__What is expected__: Reproduce the data below in full and exclude every picture.

((

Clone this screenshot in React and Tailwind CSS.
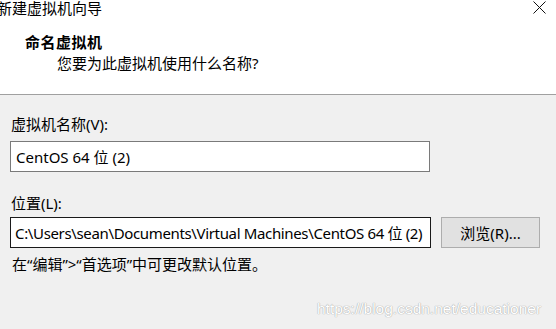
import React from "react";

export default function App() {
  const font = { fontFamily: '"Noto Sans", "Noto Sans CJK SC", sans-serif' };
  return (
    <div
      className="w-[556px] h-[329px] overflow-hidden bg-[#f0f0f0] text-[15px] text-black flex flex-col relative"
      style={font}
    >
      <div className="h-[95px] bg-white border-b border-[#a0a0a0] flex flex-col shrink-0">
        <div className="h-[16px] flex items-center justify-between">
          <span className="ml-[-3px] leading-[16px] text-[15px]">新建虚拟机向导</span>
          <svg width="13" height="13" viewBox="0 0 13 13" className="mr-[10px] mt-[-1px]">
            <path d="M0.5 0.5 L12.5 12.5 M12.5 0.5 L0.5 12.5" stroke="#111" strokeWidth="1" fill="none" />
          </svg>
        </div>
        <div className="ml-[25px] mt-[16px] leading-[20px] font-bold tracking-[0.5px]">命名虚拟机</div>
        <div className="ml-[57px] mt-[1px] leading-[20px]">您要为此虚拟机使用什么名称?</div>
      </div>
      <div className="flex flex-col pl-[10px] pt-[19px]">
        <div className="leading-[20px] ml-[1px]">虚拟机名称(V):</div>
        <div className="mt-[7px] w-[420px] h-[31px] bg-white border border-[#7a7a7a] flex items-center pl-[5px] leading-[20px]">
          CentOS 64 位 (2)
        </div>
        <div className="mt-[21px] leading-[20px] ml-[1px]">位置(L):</div>
        <div className="mt-[4px] flex gap-[10px]">
          <div className="w-[421px] h-[31px] bg-white border border-[#1a1a1a] flex items-center pl-[4px] leading-[20px] whitespace-nowrap overflow-hidden tracking-[-0.35px]">
            C:\Users\sean\Documents\Virtual Machines\CentOS 64 位 (2)
          </div>
          <div className="w-[99px] h-[31px] bg-[#e1e1e1] border border-[#adadad] flex items-center justify-center leading-[20px]">
            浏览(R)...
          </div>
        </div>
        <div className="mt-[6px] leading-[20px] ml-[2px]">在“编辑”&gt;“首选项”中可更改默认位置。</div>
      </div>
      <div
        className="absolute left-[317px] top-[299px] text-[15.5px] leading-[20px] whitespace-nowrap text-white [text-shadow:0_0_1px_#9e9e9e,0_0_1px_#b0b0b0]"
        style={{ fontFamily: '"Liberation Sans", Arial, sans-serif' }}
      >
        https://blog.csdn.net/educationer
      </div>
    </div>
  );
}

))

__Answer to this problem__:
Clone this screenshot in React and Tailwind CSS.
import React from "react";

export default function App() {
  const font = { fontFamily: '"Noto Sans", "Noto Sans CJK SC", sans-serif' };
  return (
    <div
      className="w-[556px] h-[329px] overflow-hidden bg-[#f0f0f0] text-[15px] text-black flex flex-col relative"
      style={font}
    >
      <div className="h-[95px] bg-white border-b border-[#a0a0a0] flex flex-col shrink-0">
        <div className="h-[16px] flex items-center justify-between">
          <span className="ml-[-3px] leading-[16px] text-[15px]">新建虚拟机向导</span>
          <svg width="13" height="13" viewBox="0 0 13 13" className="mr-[10px] mt-[-1px]">
            <path d="M0.5 0.5 L12.5 12.5 M12.5 0.5 L0.5 12.5" stroke="#111" strokeWidth="1" fill="none" />
          </svg>
        </div>
        <div className="ml-[25px] mt-[16px] leading-[20px] font-bold tracking-[0.5px]">命名虚拟机</div>
        <div className="ml-[57px] mt-[1px] leading-[20px]">您要为此虚拟机使用什么名称?</div>
      </div>
      <div className="flex flex-col pl-[10px] pt-[19px]">
        <div className="leading-[20px] ml-[1px]">虚拟机名称(V):</div>
        <div className="mt-[7px] w-[420px] h-[31px] bg-white border border-[#7a7a7a] flex items-center pl-[5px] leading-[20px]">
          CentOS 64 位 (2)
        </div>
        <div className="mt-[21px] leading-[20px] ml-[1px]">位置(L):</div>
        <div className="mt-[4px] flex gap-[10px]">
          <div className="w-[421px] h-[31px] bg-white border border-[#1a1a1a] flex items-center pl-[4px] leading-[20px] whitespace-nowrap overflow-hidden tracking-[-0.35px]">
            C:\Users\sean\Documents\Virtual Machines\CentOS 64 位 (2)
          </div>
          <div className="w-[99px] h-[31px] bg-[#e1e1e1] border border-[#adadad] flex items-center justify-center leading-[20px]">
            浏览(R)...
          </div>
        </div>
        <div className="mt-[6px] leading-[20px] ml-[2px]">在“编辑”&gt;“首选项”中可更改默认位置。</div>
      </div>
      <div
        className="absolute left-[317px] top-[299px] text-[15.5px] leading-[20px] whitespace-nowrap text-white [text-shadow:0_0_1px_#9e9e9e,0_0_1px_#b0b0b0]"
        style={{ fontFamily: '"Liberation Sans", Arial, sans-serif' }}
      >
        https://blog.csdn.net/educationer
      </div>
    </div>
  );
}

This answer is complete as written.